Researchers tried different ways of playing back the sound, both by preserving the voice of the dolphin and by stripping all voice features so it would sound like another dolphin calling out a specific name whistle.
They also played control whistles of unfamiliar dolphins from different populations, as well as the signature whistles from the same population.
"When an animal hears a copy of its whistle it will call back, it will reply very quickly and it doesn't do that for any other whistle type," said King.
"The results were striking," she added. "We actually saw a really strong response.

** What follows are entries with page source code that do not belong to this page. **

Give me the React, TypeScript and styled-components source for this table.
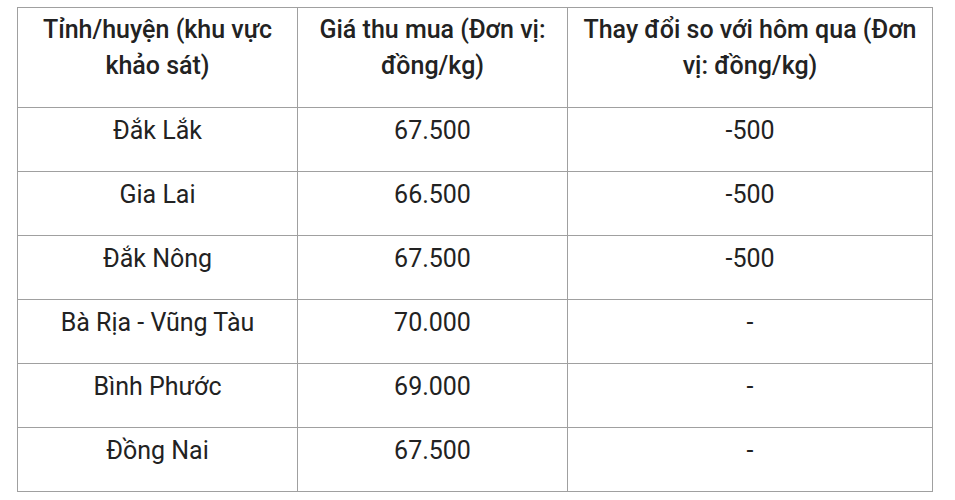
import React from "react";
import styled, { createGlobalStyle } from "styled-components";

const GlobalStyles = createGlobalStyle`
  body {
    margin: 0;
    background: #fff;
    font-family: Roboto, "Liberation Sans", sans-serif;
    color: #222;
  }
`;

const Page = styled.main`
  padding: 7px 0 0 17px;
`;

const Table = styled.table`
  border-collapse: collapse;
  table-layout: fixed;
  width: 915px;
  font-size: 25px;
`;

const Cell = styled.td<{ $head?: boolean }>`
  border: 1px solid #a0a0a0;
  padding: ${(p) => (p.$head ? "4px" : "5px")} 8px 0;
  text-align: center;
  vertical-align: top;
  font-weight: ${(p) => (p.$head ? 500 : 400)};
`;

const Text = styled.p<{ $head?: boolean }>`
  margin: 0 0 ${(p) => (p.$head ? "23px" : "22px")};
  line-height: 36px;
`;

const rows = [
  ["Đắk Lắk", "67.500", "-500"],
  ["Gia Lai", "66.500", "-500"],
  ["Đắk Nông", "67.500", "-500"],
  ["Bà Rịa - Vũng Tàu", "70.000", "-"],
  ["Bình Phước", "69.000", "-"],
  ["Đồng Nai", "67.500", "-"],
];

const headers = [
  "Tỉnh/huyện (khu vực khảo sát)",
  "Giá thu mua (Đơn vị: đồng/kg)",
  "Thay đổi so với hôm qua (Đơn vị: đồng/kg)",
];

export default function App() {
  return (
    <>
      <GlobalStyles />
      <Page>
        <Table>
          <colgroup>
            <col style={{ width: 280 }} />
            <col style={{ width: 270 }} />
            <col style={{ width: 365 }} />
          </colgroup>
          <thead>
            <tr>
              {headers.map((h) => (
                <Cell as="th" $head key={h}>
                  <Text $head>{h}</Text>
                </Cell>
              ))}
            </tr>
          </thead>
          <tbody>
            {rows.map((r) => (
              <tr key={r[0]}>
                {r.map((v, i) => (
                  <Cell key={i}>
                    <Text>{v}</Text>
                  </Cell>
                ))}
              </tr>
            ))}
          </tbody>
        </Table>
      </Page>
    </>
  );
}
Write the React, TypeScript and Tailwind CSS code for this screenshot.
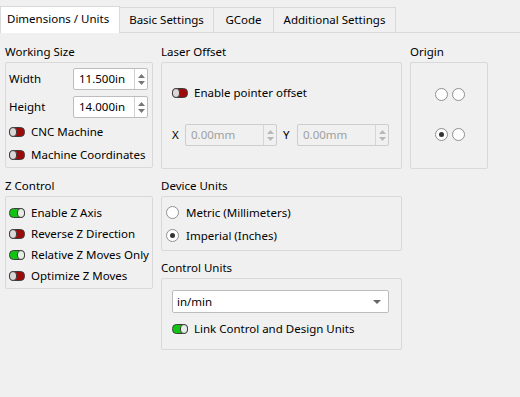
import React from 'react';

const Toggle = ({ on }: { on: boolean }) => (
  <svg width="16" height="10" viewBox="0 0 16 10" className="shrink-0">
    <rect x="0.5" y="0.5" width="15" height="9" rx="4" fill={on ? '#11c411' : '#9c0a0a'} stroke="#3c3c3c" />
    {on ? (
      <rect x="8.5" y="0.5" width="7" height="9" rx="3.5" fill="#e6ece6" stroke="#3c3c3c" />
    ) : (
      <rect x="0.5" y="0.5" width="7" height="9" rx="3.5" fill="#dcd6d6" stroke="#3c3c3c" />
    )}
  </svg>
);

const Radio = ({ checked }: { checked?: boolean }) => (
  <span className="w-[13px] h-[13px] rounded-full border border-[#8f8f8f] bg-white flex items-center justify-center shrink-0">
    {checked && <span className="w-[5px] h-[5px] rounded-full bg-[#333]" />}
  </span>
);

const SpinArrows = ({ disabled }: { disabled?: boolean }) => (
  <div className={`w-[13px] h-full flex flex-col items-center justify-center gap-[3px] border-l ${disabled ? 'border-[#d6d6d6]' : 'border-[#d0d0d0]'}`}>
    <svg width="7" height="4" viewBox="0 0 7 4">
      <path d="M0 4 L3.5 0 L7 4 Z" fill={disabled ? '#b8b8b8' : '#777'} />
    </svg>
    <svg width="7" height="4" viewBox="0 0 7 4">
      <path d="M0 0 L3.5 4 L7 0 Z" fill={disabled ? '#b8b8b8' : '#777'} />
    </svg>
  </div>
);

const SpinBox = ({ value, width, disabled }: { value: string; width: string; disabled?: boolean }) => (
  <div
    className={`${width} h-[22px] flex items-stretch rounded-[2px] border ${
      disabled ? 'border-[#cdcdcd] bg-[#f0f0f0] text-[#a0a0a0]' : 'border-[#bdbdbd] bg-white text-black'
    }`}
  >
    <div className="flex-1 flex items-center pl-[5px]">{value}</div>
    <SpinArrows disabled={disabled} />
  </div>
);

const Label = ({ children }: { children: React.ReactNode }) => (
  <div className="h-[21px] flex items-center">{children}</div>
);

const Box = ({ className, children }: { className: string; children?: React.ReactNode }) => (
  <div className={`border border-[#d9d9d9] rounded-[2px] ${className}`}>{children}</div>
);

const ToggleRow = ({ on, text, h = 'h-[21px]' }: { on: boolean; text: string; h?: string }) => (
  <div className={`${h} flex items-center gap-[6px]`}>
    <Toggle on={on} />
    <span>{text}</span>
  </div>
);

export default function App() {
  const tabs = [
    { name: 'Basic Settings', w: 'w-[95px]' },
    { name: 'GCode', w: 'w-[61px]' },
    { name: 'Additional Settings', w: 'w-[123px]' },
  ];

  return (
    <div className="w-[520px] h-[397px] bg-[#f0f0f0] text-[11.5px] text-black whitespace-nowrap font-['Noto_Sans',sans-serif] overflow-hidden">
      {/* tabs */}
      <div className="h-[32px] flex items-end">
        <div className="w-[120px] h-[27px] bg-white border border-b-0 border-[#d9d9d9] flex items-center pl-[6px] relative z-10 -mb-px pb-[2px]">
          Dimensions / Units
        </div>
        {tabs.map((t) => (
          <div
            key={t.name}
            className={`${t.w} h-[25px] -ml-px bg-[#f0f0f0] border border-b-0 border-[#d9d9d9] flex items-center justify-center`}
          >
            {t.name}
          </div>
        ))}
      </div>

      <div className="border-t border-[#d9d9d9] flex gap-[8px] pl-[5px] pt-[8px]">
        {/* left column */}
        <div className="w-[148px] flex flex-col">
          <Label>Working Size</Label>
          <Box className="h-[106px] pl-[3px] pr-[4px] pt-[5px]">
            <div className="flex items-center h-[22px]">
              <span className="w-[64px]">Width</span>
              <SpinBox value="11.500in" width="w-[75px]" />
            </div>
            <div className="flex items-center h-[22px] mt-[6px]">
              <span className="w-[64px]">Height</span>
              <SpinBox value="14.000in" width="w-[75px]" />
            </div>
            <div className="mt-[2px]">
              <ToggleRow on={false} text="CNC Machine" h="h-[23px]" />
              <ToggleRow on={false} text="Machine Coordinates" h="h-[23px]" />
            </div>
          </Box>

          <div className="mt-[7px]">
            <Label>Z Control</Label>
          </div>
          <Box className="h-[93px] pl-[3px] pt-[5px]">
            <ToggleRow on text="Enable Z Axis" />
            <ToggleRow on={false} text="Reverse Z Direction" />
            <ToggleRow on text="Relative Z Moves Only" />
            <ToggleRow on={false} text="Optimize Z Moves" />
          </Box>
        </div>

        {/* middle column */}
        <div className="w-[241px] flex flex-col">
          <Label>Laser Offset</Label>
          <Box className="h-[107px] pl-[10px] pt-[19px]">
            <ToggleRow on={false} text="Enable pointer offset" />
            <div className="flex items-center h-[22px] mt-[21px]">
              <span className="w-[13px]">X</span>
              <SpinBox value="0.00mm" width="w-[92px]" disabled />
              <span className="w-[14px] ml-[6px]">Y</span>
              <SpinBox value="0.00mm" width="w-[92px]" disabled />
            </div>
          </Box>

          <div className="mt-[6px]">
            <Label>Device Units</Label>
          </div>
          <Box className="h-[55px] pl-[4px] pt-[4px]">
            <div className="h-[23px] flex items-center gap-[7px]">
              <Radio />
              <span>Metric (Millimeters)</span>
            </div>
            <div className="h-[23px] flex items-center gap-[7px]">
              <Radio checked />
              <span>Imperial (Inches)</span>
            </div>
          </Box>

          <div className="mt-[6px]">
            <Label>Control Units</Label>
          </div>
          <Box className="h-[72px] pl-[10px] pt-[11px]">
            <div className="w-[217px] h-[23px] bg-white border border-[#bdbdbd] rounded-[2px] flex items-center justify-between pl-[4px] pr-[7px]">
              <span>in/min</span>
              <svg width="8" height="4" viewBox="0 0 8 4">
                <path d="M0 0 L4 4 L8 0 Z" fill="#666" />
              </svg>
            </div>
            <div className="mt-[5px]">
              <ToggleRow on text="Link Control and Design Units" />
            </div>
          </Box>
        </div>

        {/* right column */}
        <div className="w-[78px] flex flex-col">
          <Label>Origin</Label>
          <Box className="h-[107px] pt-[25px] flex flex-col items-center gap-[27px]">
            <div className="flex gap-[4px] pl-[1px]">
              <Radio />
              <Radio />
            </div>
            <div className="flex gap-[4px] pl-[1px]">
              <Radio checked />
              <Radio />
            </div>
          </Box>
        </div>
      </div>
    </div>
  );
}
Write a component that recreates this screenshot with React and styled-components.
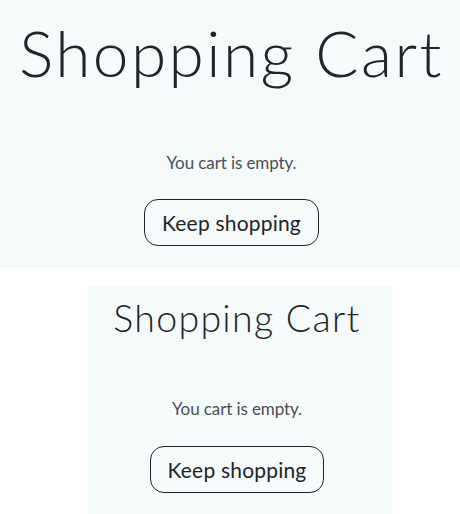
import React from 'react'
import styled, { createGlobalStyle } from 'styled-components'

const GlobalStyle = createGlobalStyle`
    body {
        margin: 0;
        background: #ffffff;
        font-family: Lato, "Open Sans", sans-serif;
        color: #212529;
    }
`

const Page = styled.div`
    display: flex;
    flex-direction: column;
    align-items: flex-start;
    gap: 18px;
`

const Cart = styled.section`
    width: ${props => props.$width};
    margin-left: ${props => props.$left};
    background: #f5fafa;
    display: flex;
    flex-direction: column;
    align-items: center;
    padding: ${props => props.$pad};
    box-sizing: border-box;
`

const Title = styled.h1`
    margin: 0;
    font-weight: 300;
    font-size: ${props => props.$size};
    line-height: 1.2;
    color: #212529;
    letter-spacing: ${props => props.$spacing};
    white-space: nowrap;
`

const Empty = styled.p`
    margin: ${props => props.$gap} 0 0;
    font-size: 17px;
    line-height: 1.5;
    color: #495057;
    letter-spacing: -0.1px;
`

const KeepButton = styled.button`
    margin-top: 24px;
    height: 47px;
    padding: 0 17px;
    background: transparent;
    border: 1px solid #212529;
    border-radius: 14px;
    font-family: inherit;
    font-size: 21px;
    color: #212529;
    letter-spacing: 0.2px;
    cursor: pointer;
`

function ShoppingCart({ width, left, pad, titleSize, spacing, gap }) {
    return (
        <Cart $width={width} $left={left} $pad={pad}>
            <Title $size={titleSize} $spacing={spacing}>Shopping Cart</Title>
            <Empty $gap={gap}>You cart is empty.</Empty>
            <KeepButton>Keep shopping</KeepButton>
        </Cart>
    )
}

export default function App() {
    return (
        <>
            <GlobalStyle />
            <Page>
                <ShoppingCart
                    width="460px"
                    left="0"
                    pad="15px 0 22px 3px"
                    titleSize="64px"
                    spacing="2.4px"
                    gap="58px"
                />
                <ShoppingCart
                    width="304px"
                    left="88px"
                    pad="9px 6px 22px 0"
                    titleSize="37.5px"
                    spacing="1.3px"
                    gap="56px"
                />
            </Page>
        </>
    )
}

The animals would always call back, sometimes multiple times to hearing their own whistle."
Other animals, including songbirds, bats and parrots, have been shown to be capable of copying sounds in their environment and developing a distinctive repertoire of calls.
But only parrots and dolphins use labels that they have learned for other objects or creatures.
King said her research shows that dolphins call each other by name in their own social circles, such as between mother and calf or from one male friend to another.
"Animals are really using this when they want to reunite with a specific individual," said King.
Since dolphins appear to be whistling their own names about half the time, the next big question is to figure out what else they are talking about, said King.
"We don't know what the other 50 percent is used for," she told AFP. "That is the next step, really, for dolphin communication research."